A pocket version would be nice, or I would like to see a non-study Bible version of the OSB. Just the text and some footnotes, like regular pew Bibles. I actually don't want all the study notes. I'm close to just getting a Catholic NRSV because I don't want a study Bible. It doesn't have 3 Maccabees, but it has the rest (well, except for 4 Maccabees and 3 Esdras/Apocalypse of Ezra, but the OSB doesn't have those either)
I'm going to have to agree with orthonorm about avoiding the NRSV, but on the additional grounds that it lacks any real sense of poetry. "Spirit" is almost always translated as "wind"; overly literal to provide clarity for modern readers (READ: STUPID-SPEAK), such as firmament being instead the "dome" of the sky, Behold a pale green horse, etc. It's much more about being understandable than being dignified or actually Holy. Also, as he noted, this thing is too politically correct for its own good, so anything Christological in the Old Testament is given a neutral rendering to allow for the pre-Christian "Jewish" understanding. It's certainly not worthless, but I think most of it is questionable.

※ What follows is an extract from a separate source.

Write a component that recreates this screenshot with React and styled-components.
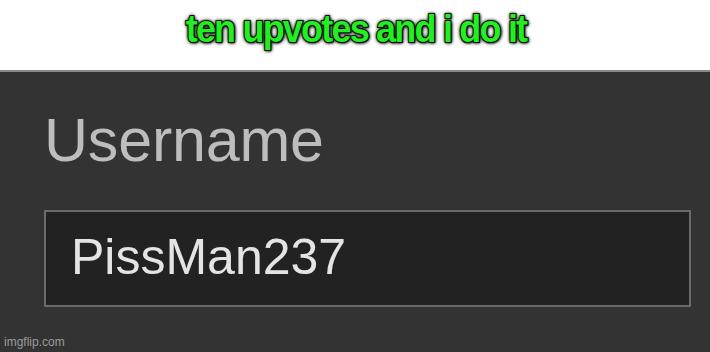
import React from "react";
import styled, { createGlobalStyle } from "styled-components";

const Global = createGlobalStyle`
  html, body { margin: 0; padding: 0; background: #333333; }
  body { width: 710px; height: 352px; overflow: hidden; }
`;

const Frame = styled.div`
  width: 710px;
  height: 352px;
  display: flex;
  flex-direction: column;
  background: #333333;
  position: relative;
  overflow: hidden;
`;

const Header = styled.div`
  background: #ffffff;
  display: flex;
  justify-content: center;
  align-items: flex-start;
  border-bottom: 2px solid #8a8a8a;
  box-sizing: border-box;
  height: 72px;
`;

const Caption = styled.div`
  margin-top: 8px;
  margin-left: 2px;
  font-family: "Liberation Sans Narrow", "Liberation Sans", sans-serif;
  font-weight: 700;
  font-size: 36px;
  letter-spacing: -1.8px;
  color: #22ee22;
  -webkit-text-stroke: 2px #0a2a0a;
  paint-order: stroke fill;
  text-shadow: 0 0 3px #000, 0 0 4px #000, 1px 1px 3px #000;
  white-space: nowrap;
  transform: scaleY(1.08);
`;

const Panel = styled.div`
  flex: 1;
  display: flex;
  flex-direction: column;
  padding: 38px 19px 0 44px;
`;

const Label = styled.div`
  font-family: "Liberation Sans", Arial, sans-serif;
  font-size: 61px;
  line-height: 1;
  color: #bdbdbd;
  letter-spacing: -0.2px;
`;

const Field = styled.div`
  margin-top: 39px;
  height: 97px;
  box-sizing: border-box;
  background: #222222;
  border: 2px solid #6a6a6a;
  display: flex;
  align-items: center;
  padding-left: 25px;
  font-family: "Liberation Sans", Arial, sans-serif;
  font-size: 50px;
  color: #e4e4e4;
  padding-bottom: 4px;
`;

const Watermark = styled.div`
  position: absolute;
  left: 4px;
  bottom: 3px;
  font-family: "Liberation Sans", Arial, sans-serif;
  font-size: 12px;
  color: #9a9a9a;
`;

export default function App() {
  return (
    <Frame>
      <Global />
      <Header>
        <Caption>ten upvotes and i do it</Caption>
      </Header>
      <Panel>
        <Label>Username</Label>
        <Field>PissMan237</Field>
      </Panel>
      <Watermark>imgflip.com</Watermark>
    </Frame>
  );
}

On the other hand, I actually don't mind an academic Bible. While orthonorm seems to have no love for the RSV, I think it is really quite well done, and I recommend you buy The New Oxford Annotated Bible with "Apocrypha" RSV. Yes, it has study notes, but they're very minimal and really serve to provide clarification on textual issues. Here's a link if you want to consider it:
I think the translation is great and the footnotes have all the variants know at the last pressing in the late 70's. It is also Ecumenical in that it is approved for liturgical use and personal study in Orthodox, Roman Catholic and most Protestant churches. Some of the scholarship in the notes is not compatible with an Orthodox ethos, but any of that is really quite minimal and I don't see any real damage coming from those minor areas anyway.
I mostly find the notes in the Orthodox Study Bible to be banal and irritating. There's notes for everything, and they're completely repetitive. Ruth lays down with Boaz, just like we lay down dead with Christ in baptism, and He tells us what to do just as Boaz tells Ruth what to do. ARE YOU SERIOUS!?!?! I know typology can get out of hand sometimes, but this stuff is sometimes downright moronic. That being said, I mean no disrespect to the OSB and all the love and effort that went into it. I use the text quite often and I think overall it's a huge asset to Orthodox in America and was an absolute necessity to create.
So get whatever you want to, but for me at this time the Oxford RSV is becoming my standard for Bible reading. Excellent textual scholarship on variants, excellent poetical translation of songs, and even if you don't want notes these are really valuable if you are in any way historically critically inclined.
OK. First, maybe I don't write English. I've suggest the exact edition of the RSV you recommend for Bible study. I use it in conjunction with with NKJV for 83% of my Bible reading / study. The Oxford RSV comes out with the notes when doing some light study and comparison with the NKJV.
So if I have given the impression that I have no love for the RSV, then I have been unclear although I have explicitly recommended it.
Having grown up on the KJV though, the RSV as Bible to read daily seems to be a poor marriage of the language of KJV and more contemporary English. But the version is great.
I agree obviously with some of what you say about the OT in NRSV, as I have already said it.
And I agree with the lack of poetic quality. But hearing wind, breath, spirit, etc. through a variety of versions communicated more clearly what is suggested. The Hebrew and Greek agree with these meanings. This is why I think for study a couple versions are handy.
For single use, again the NRSV is to be avoided.
However, I do think it gets a bad rap about being too "Jewish". I think Christianity, Orthodox or otherwise, has suffered severely from divorcing itself too much from its semitic albeit Hellenistic influenced origins. And I think we agree Jews have as well. And really the whole what "OT" did the writers of the "NT" use is very complicated and ultimately too unclear an issue to come down on a single set much less version or even translation.
Spot on with the Christological typology. But sometimes it is the NRSV which is the greatest help in trying to make sense of some the Scripture, for me.
But I would definitely not recommend it to anyone who isn't sensitive to these matters.
To be clear, as if it matters what I do:
Daily Reading: NKJV
Light Study: Oxford RSV and NKJV and NRSV
More Serious Study: The whole kitchen sink: podcasts, books, many English versions, commentaries, homilies, etc.